1. A semiconductor device comprising:

a temperature detection element to detect abnormal heat generation, in a semiconductor substrate; and

a thermal conduction layer having a thermal conductivity higher than that of the semiconductor substrate, the thermal conduction layer being formed between the temperature detection element and the semiconductor substrate.

2. The semiconductor device according to claim 1, further comprising an insulating film formed between the thermal conduction layer and the temperature detection element,

wherein the temperature detection element is electrically isolated from the thermal conduction layer by the insulating film.

3. The semiconductor device according to claim 2, wherein

the thermal conduction layer is formed from a metal film comprising at least one of aluminum, gold and copper.

4. The semiconductor device according to claim 3, wherein

the insulating film is formed from an alumina film.

5. The semiconductor device according to claim 3, wherein the metal film comprising aluminum further comprises silicon.

6. The semiconductor device according to claim 3, wherein

the insulating film is formed from a silicon oxide film.

7. The semiconductor device according to claim 1, wherein

the thermal conduction layer is disposed so as to face the temperature detection element, and

the thermal conduction layer and the temperature detection element have roughly a same shape in their mutually opposed surfaces.
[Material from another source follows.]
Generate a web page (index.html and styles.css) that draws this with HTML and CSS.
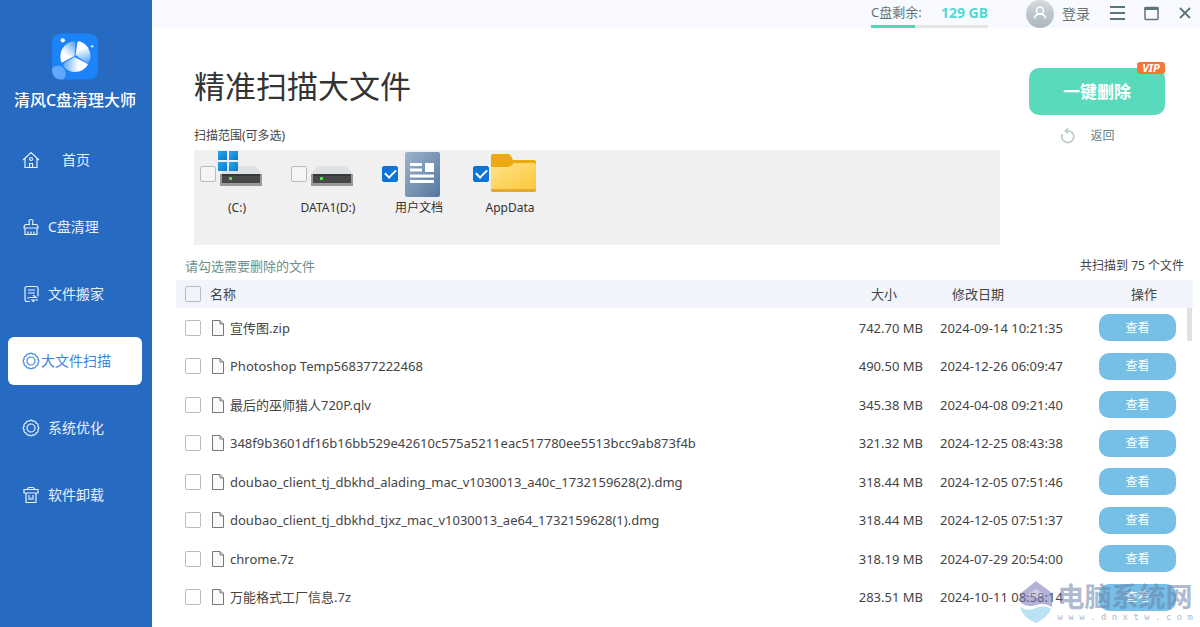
FILE: index.html
```html
<!DOCTYPE html>
<html lang="zh-CN">
<head>
<meta charset="utf-8">
<title>清风C盘清理大师</title>
<link rel="stylesheet" href="styles.css">
</head>
<body>
<svg class="defs" width="0" height="0" aria-hidden="true">
  <defs>
    <linearGradient id="blade" gradientUnits="userSpaceOnUse" x1="10" y1="26" x2="24" y2="10"><stop offset="0.3" stop-color="#fff"/><stop offset="1" stop-color="#5ba6fb"/></linearGradient>
    <linearGradient id="blade2" gradientUnits="userSpaceOnUse" x1="28" y1="9" x2="35" y2="30"><stop offset="0.3" stop-color="#fff"/><stop offset="1" stop-color="#5ba6fb"/></linearGradient>
    <linearGradient id="blade3" gradientUnits="userSpaceOnUse" x1="34" y1="33" x2="11" y2="31"><stop offset="0.3" stop-color="#fff"/><stop offset="1" stop-color="#5ba6fb"/></linearGradient>
    <linearGradient id="avatar" x1="0" y1="0" x2="0" y2="1"><stop offset="0" stop-color="#d5dadd"/><stop offset="1" stop-color="#aab6be"/></linearGradient>
    <linearGradient id="win" x1="0" y1="0" x2="1" y2="1"><stop offset="0" stop-color="#28a8ea"/><stop offset="1" stop-color="#0a78d0"/></linearGradient>
    <linearGradient id="doc" x1="0" y1="0" x2="1" y2="1"><stop offset="0" stop-color="#9db4cb"/><stop offset="1" stop-color="#55779e"/></linearGradient>
    <linearGradient id="folder" x1="0" y1="0" x2="1" y2="1"><stop offset="0" stop-color="#ffe38a"/><stop offset="1" stop-color="#fbc637"/></linearGradient>
    <symbol id="gear" viewBox="0 0 18 18">
      <path d="M7.200 2.200Q9 .2 10.800 2.200Q13.400 1.400 14 4.100Q16.700 4.700 15.900 7.300Q17.800 9 15.900 10.800Q16.700 13.400 14 14Q13.400 16.700 10.800 15.900Q9 17.800 7.200 15.900Q4.600 16.700 4 14Q1.300 13.400 2.100 10.800Q.2 9 2.100 7.300Q1.300 4.700 4 4.100Q4.600 1.400 7.200 2.200z"/>
      <circle cx="9" cy="9" r="4"/>
    </symbol>
    <symbol id="file" viewBox="0 0 12 16"><path d="M.5.500h7.500l3.500 3.500v11.500H.5z" fill="#fafafa" stroke="#777"/><path d="M8 .5V4h3.500" fill="none" stroke="#777"/></symbol>
    <symbol id="drive" viewBox="0 0 42 20">
      <path d="M7 0h28l7 8H0z" fill="#dfe2e4"/>
      <rect y="8" width="42" height="12" fill="#999"/><rect x="2" y="8" width="38" height="9" fill="#484848"/><rect x="2" y="8" width="38" height="2" fill="#383838"/>
      <rect x="9" y="11" width="3" height="3" fill="#4fe04f"/>
    </symbol>
  </defs>
</svg>
<div class="app">
  <aside class="sidebar">
    <div class="brand">
      <svg width="46" height="47" viewBox="0 0 47 47" aria-hidden="true">
        <defs><clipPath id="logo-clip"><rect width="47" height="47" rx="9"/></clipPath></defs>
        <rect width="47" height="47" rx="9" fill="#1c84f8"/>
        <circle cx="6" cy="41" r="8" fill="#60a9fb" clip-path="url(#logo-clip)"/>
        <path d="M23 23L10 30A15.500 15.500 0 0 1 22 8q2 0 2 2z" fill="url(#blade)"/>
        <path d="M24 22L26 9q0-1 2-1A15.500 15.500 0 0 1 38 29q-1 2-3 1z" fill="url(#blade2)"/>
        <path d="M23 24L36 31q1 1 0 2A15.500 15.500 0 0 1 12 34q-1-3 1-4z" fill="url(#blade3)"/>
        <circle cx="11" cy="7" r="2.200" fill="#fff"/><circle cx="41" cy="13" r="1.300" fill="#d5e9ff"/>
      </svg>
      <span class="brand-name">清风C盘清理大师</span>
    </div>
    <nav class="nav">
      <a class="nav-item nav-home" href="#"><svg class="nav-icon" viewBox="0 0 18 18"><path d="M1 9L9 1.500 17 9M3 7.500V16.500h12V7.500M7.500 16.500v-4h3v4"/><circle cx="9" cy="8" r="1.500"/></svg><span>首页</span></a>
      <a class="nav-item" href="#"><svg class="nav-icon" viewBox="0 0 18 18"><path d="M7.500 6.500L7 3.500q0-2 2-2t2 2l-.5 3h3.500q2 0 2 3.500H2q0-3.500 2-3.500zM3 10v6.500h12V10M6 16.500v-3M9 16.500v-3M12 16.500v-3"/></svg><span>C盘清理</span></a>
      <a class="nav-item" href="#"><svg class="nav-icon" viewBox="0 0 18 18"><path d="M8 16.500H5q-2 0-2-2v-11q0-2 2-2h9q2 0 2 2v8M6 5h7M6 8h7M5 13h2M7 12.500h7l-3-2.500M16 15h-6l2 2"/></svg><span>文件搬家</span></a>
      <a class="nav-item active" href="#" aria-current="page"><svg class="nav-icon"><use href="#gear"/></svg><span>大文件扫描</span></a>
      <a class="nav-item" href="#"><svg class="nav-icon"><use href="#gear"/></svg><span>系统优化</span></a>
      <a class="nav-item" href="#"><svg class="nav-icon" viewBox="0 0 18 18"><path d="M5.500 3.500q0-2 2-2h3q2 0 2 2M2 3.500h14V7H2zM4 7v9.500h10V7M7 9v5M9 11.500v2.500M11 9v5"/></svg><span>软件卸载</span></a>
    </nav>
  </aside>

  <main class="main">
    <header class="topbar">
      <div class="disk">
        <div class="disk-text"><span>C盘剩余:</span><strong>129 GB</strong></div>
        <div class="disk-track"><div class="disk-fill"></div></div>
      </div>
      <button class="login" type="button">
        <svg width="28" height="28" viewBox="0 0 28 28" aria-hidden="true"><circle cx="14" cy="14" r="14" fill="url(#avatar)"/><g fill="none" stroke="#fff" stroke-width="1.500"><circle cx="14" cy="10.500" r="3.500"/><path d="M8.500 18.500c.5-6 10.500-6 11 0"/></g></svg>
        <span>登录</span>
      </button>
      <div class="window-tools">
        <button class="tool" type="button" aria-label="菜单"><svg width="16" height="16" viewBox="0 0 16 16"><path d="M1 1h15M1 7h15M1 13h15" stroke-width="2"/></svg></button>
        <button class="tool" type="button" aria-label="最大化"><svg width="16" height="16" viewBox="0 0 16 16"><rect x="2" y="1.500" width="13" height="12" rx="1"/><path d="M1.500 2.500h14" stroke-width="3"/></svg></button>
        <button class="tool" type="button" aria-label="关闭"><svg width="16" height="16" viewBox="0 0 16 16"><path d="M3 2l10 10M13 2L3 12" stroke-width="1.800"/></svg></button>
      </div>
    </header>

    <section class="intro">
      <div class="scope">
        <h1>精准扫描大文件</h1>
        <p class="scope-label">扫描范围(可多选)</p>
        <div class="scope-panel">
          <label class="place">
            <span class="place-top"><input class="check" type="checkbox">
              <svg width="48" height="46" viewBox="0 0 48 46"><use href="#drive" x="2" y="15" width="42" height="20"/><g fill="url(#win)"><rect width="9" height="9"/><rect x="11" width="9" height="9"/><rect y="11" width="9" height="9"/><rect x="11" y="11" width="9" height="9"/></g></svg></span>
            <span>(C:)</span>
          </label>
          <label class="place">
            <span class="place-top"><input class="check" type="checkbox">
              <svg width="48" height="46" viewBox="0 0 48 46"><use href="#drive" x="2" y="15" width="42" height="20"/></svg></span>
            <span>DATA1(D:)</span>
          </label>
          <label class="place">
            <span class="place-top"><input class="check" type="checkbox" checked>
              <svg width="48" height="46" viewBox="0 0 48 46"><rect x="5" y="1" width="35" height="45" rx="2" fill="url(#doc)"/><path d="M10 13.500h12M10 19h12M10 25h24M10 30.500h24" stroke="#fff" stroke-width="3"/><rect x="25" y="12" width="9" height="9" fill="#fff"/></svg></span>
            <span>用户文档</span>
          </label>
          <label class="place">
            <span class="place-top"><input class="check" type="checkbox" checked>
              <svg width="48" height="46" viewBox="0 0 48 46"><path d="M0 5q0-2 2-2h15q2 0 3 2l2 4h21q2 0 2 2v10H0z" fill="#eda911"/><path d="M0 16h17q2 0 4-2l2-2h20q2 0 2 2v25q0 2-2 2H2q-2 0-2-2z" fill="url(#folder)"/><path d="M0 38h45v1q0 2-2 2H2q-2 0-2-2z" fill="#e2a92c"/></svg></span>
            <span>AppData</span>
          </label>
        </div>
      </div>
      <div class="actions">
        <button class="delete" type="button">一键删除<span class="vip">VIP</span></button>
        <button class="back" type="button"><svg width="16" height="16" viewBox="0 0 16 16" aria-hidden="true"><path d="M8 .5L5.500 3 8 5.500M5.500 3H9A6 5.800 0 1 1 2.500 6" fill="none" stroke="#b9cdc9" stroke-width="1.700"/></svg><span>返回</span></button>
      </div>
    </section>

    <section class="files">
      <div class="files-head"><span class="hint">请勾选需要删除的文件</span><span class="total">共扫描到 75 个文件</span></div>
      <div class="table-wrap">
        <table class="table">
          <thead><tr><th class="col-check"><input class="check" type="checkbox" aria-label="全选"></th><th class="col-name">名称</th><th class="col-size">大小</th><th class="col-date">修改日期</th><th class="col-action">操作</th></tr></thead>
          <tbody>
            <tr><td><input class="check" type="checkbox" id="f1"></td><td><label class="file" for="f1"><svg><use href="#file"/></svg>宣传图.zip</label></td><td class="size">742.70 MB</td><td>2024-09-14 10:21:35</td><td><button class="view" type="button">查看</button></td></tr>
            <tr><td><input class="check" type="checkbox" id="f2"></td><td><label class="file" for="f2"><svg><use href="#file"/></svg>Photoshop Temp568377222468</label></td><td class="size">490.50 MB</td><td>2024-12-26 06:09:47</td><td><button class="view" type="button">查看</button></td></tr>
            <tr><td><input class="check" type="checkbox" id="f3"></td><td><label class="file" for="f3"><svg><use href="#file"/></svg>最后的巫师猎人720P.qlv</label></td><td class="size">345.38 MB</td><td>2024-04-08 09:21:40</td><td><button class="view" type="button">查看</button></td></tr>
            <tr><td><input class="check" type="checkbox" id="f4"></td><td><label class="file" for="f4"><svg><use href="#file"/></svg>348f9b3601df16b16bb529e42610c575a5211eac517780ee5513bcc9ab873f4b</label></td><td class="size">321.32 MB</td><td>2024-12-25 08:43:38</td><td><button class="view" type="button">查看</button></td></tr>
            <tr><td><input class="check" type="checkbox" id="f5"></td><td><label class="file" for="f5"><svg><use href="#file"/></svg>doubao_client_tj_dbkhd_alading_mac_v1030013_a40c_1732159628(2).dmg</label></td><td class="size">318.44 MB</td><td>2024-12-05 07:51:46</td><td><button class="view" type="button">查看</button></td></tr>
            <tr><td><input class="check" type="checkbox" id="f6"></td><td><label class="file" for="f6"><svg><use href="#file"/></svg>doubao_client_tj_dbkhd_tjxz_mac_v1030013_ae64_1732159628(1).dmg</label></td><td class="size">318.44 MB</td><td>2024-12-05 07:51:37</td><td><button class="view" type="button">查看</button></td></tr>
            <tr><td><input class="check" type="checkbox" id="f7"></td><td><label class="file" for="f7"><svg><use href="#file"/></svg>chrome.7z</label></td><td class="size">318.19 MB</td><td>2024-07-29 20:54:00</td><td><button class="view" type="button">查看</button></td></tr>
            <tr><td><input class="check" type="checkbox" id="f8"></td><td><label class="file" for="f8"><svg><use href="#file"/></svg>万能格式工厂信息.7z</label></td><td class="size">283.51 MB</td><td>2024-10-11 08:58:14</td><td><button class="view" type="button">查看</button></td></tr>
          </tbody>
        </table>
        <div class="thumb"></div>
      </div>
    </section>
    <div class="watermark">
      <svg width="32" height="42" viewBox="0 0 32 42" aria-hidden="true"><path d="M16 0L32 12v14q-8-5-16-2T1 22V12z" fill="#7672b4"/><path d="M7 14l9-6 9 6-9 3z" fill="#a9a6d4"/><path d="M0 26q8 5 16 1t15 1q-3 8-15 14Q3 37 0 26z" fill="#82cbe8"/></svg>
      <div class="mark-text"><span class="mark-name">电脑系统网</span><span class="mark-url">w w w . d n x t w . c o m</span></div>
    </div>
  </main>
</div>
</body>
</html>
```
FILE: styles.css
```css
* { box-sizing: border-box; }
body {
  margin: 0;
  font: 13px/20px "Noto Sans", "Noto Sans CJK SC", sans-serif;
  color: #444;
  background: #fff;
}
button { font: inherit; color: inherit; border: 0; background: none; padding: 0; cursor: pointer; }
svg { display: block; flex: none; }
.defs { position: absolute; }
.app { display: flex; height: 100vh; overflow: hidden; }

.sidebar { flex: none; width: 152px; background: #276ac2; color: #fff; }
.brand { display: flex; flex-direction: column; align-items: center; gap: 10px; padding: 33px 2px 0 0; }
.brand-name { font-size: 16px; font-weight: 500; line-height: 20px; white-space: nowrap; }
.nav { display: flex; flex-direction: column; gap: 19px; padding: 26px 10px 0 8px; }
.nav-item {
  display: flex; align-items: center; gap: 8px;
  height: 48px; padding-left: 14px; border-radius: 6px;
  color: #e6f0ff; font-size: 14px; text-decoration: none; white-space: nowrap;
}
.nav-home { gap: 22px; }
.nav-icon { width: 18px; height: 18px; fill: none; stroke: currentColor; stroke-width: 1.2; }
.nav-item.active { gap: 1px; background: #fff; color: #3b86e0; }

.main { flex: 1; min-width: 0; position: relative; }
.topbar { display: flex; justify-content: flex-end; height: 28px; background: #f8faff; color: #5d7478; }
.disk { width: 117px; }
.disk-text { display: flex; justify-content: space-between; height: 25px; line-height: 25px; }
.disk-text strong { color: #55d8d5; font-size: 14px; font-weight: 700; }
.disk-track { height: 3px; background: #e4e6e6; }
.disk-fill { width: 38%; height: 3px; background: #56d6b0; }
.login { display: flex; align-items: center; gap: 8px; margin-left: 38px; font-size: 14px; }
.window-tools { display: flex; align-items: center; gap: 18px; margin: 0 7px 0 19px; }
.tool svg { fill: none; stroke: #5d7478; stroke-width: 1.5; }

.intro { display: flex; gap: 29px; padding: 40px 35px 0 42px; }
.scope { flex: 1; min-width: 0; }
h1 { margin: 0; font-size: 31px; font-weight: 400; line-height: 36px; color: #333; }
.scope-label { margin: 22px 0 5px; font-size: 12px; line-height: 19px; }
.scope-panel { display: flex; gap: 17px; height: 95px; padding: 1px 6px; background: #f0f0f0; }
.place { display: flex; flex-direction: column; align-items: center; width: 74px; font-size: 12px; line-height: 22px; color: #333; }
.place-top { display: flex; align-items: center; align-self: flex-start; gap: 2px; }

.check {
  appearance: none; display: block; flex: none;
  width: 16px; height: 16px; margin: 0;
  border: 1px solid #bbb; border-radius: 2px; background: #fff;
}
.scope-panel .check { background: #f5f5f5; }
.scope-panel .check:checked { display: grid; place-items: center; border-color: #0b74d4; background: #0b74d4; }
.check:checked::before {
  content: ""; width: 9px; height: 5px; margin-bottom: 3px;
  border: solid #fff; border-width: 0 0 2px 2px; transform: rotate(-45deg);
}

.actions { display: flex; flex-direction: column; align-items: center; gap: 11px; width: 136px; }
.delete {
  position: relative; width: 100%; height: 47px; border-radius: 10px;
  background: #5adabc; color: #fff; font-size: 17px; font-weight: 700;
}
.vip {
  position: absolute; top: -6px; right: 0; width: 28px; height: 12px; border-radius: 3px;
  background: #fb7435; font-size: 11px; font-style: italic; line-height: 12px; text-align: center;
}
.back { display: flex; align-items: center; gap: 14px; margin-right: 24px; padding-left: 5px; font-size: 12px; color: #667f85; }

.files { padding: 11px 7px 0 24px; }
.files-head { display: flex; justify-content: space-between; padding: 0 9px 4px; }
.hint { font-size: 13px; color: #6b8f8b; }
.total { font-size: 12px; }
.table-wrap { position: relative; }
.table { width: 100%; table-layout: fixed; border-collapse: collapse; white-space: nowrap; }
th, td { padding: 0; text-align: left; font-weight: 400; }
th { height: 28px; background: #f1f5fb; }
th .check { background: transparent; }
td { height: 39px; }
tr:nth-child(even) td { height: 38px; }
th:first-child, td:first-child { padding-left: 9px; }
.col-check { width: 34px; }
.col-size { width: 88px; padding-right: 26px; text-align: right; }
.col-date { width: 176px; padding-left: 29px; }
.col-action { width: 94px; padding-left: 32px; }
.size { text-align: right; }
.size + td { padding-left: 17px; }
.file { display: flex; align-items: center; gap: 6px; padding-left: 2px; }
.file svg { width: 12px; height: 16px; }
.view { display: block; width: 77px; height: 27px; border-radius: 10px; background: #76bfe7; color: #fff; font-size: 12px; }
.thumb { position: absolute; top: 28px; right: 1px; width: 5px; height: 33px; background: #e1e1e1; }

.watermark { position: absolute; right: 7px; bottom: 4px; display: flex; align-items: center; gap: 6px; opacity: 0.55; pointer-events: none; }
.mark-text { display: flex; flex-direction: column; color: #6c82a8; white-space: nowrap; }
.mark-name { font-size: 27px; font-weight: 700; line-height: 30px; }
.mark-url { font: 9px/10px "DejaVu Sans Mono", monospace; }
```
8. The semiconductor device according to claim 1, wherein the temperature detection element is disposed above a top surface plane of the semiconductor substrate.

9. The semiconductor device according to claim 1, wherein the temperature detection element is disposed inside a concave portion formed in the semiconductor substrate.

10. A method of manufacturing a semiconductor device comprising:

forming, on a semiconductor substrate, a thermal conduction layer having a thermal conductivity higher than that of the semiconductor substrate;

forming an insulating film on the thermal conduction layer; and

forming a temperature detection element to detect abnormal heat generation on a surface that faces the thermal conduction layer through the insulation layer.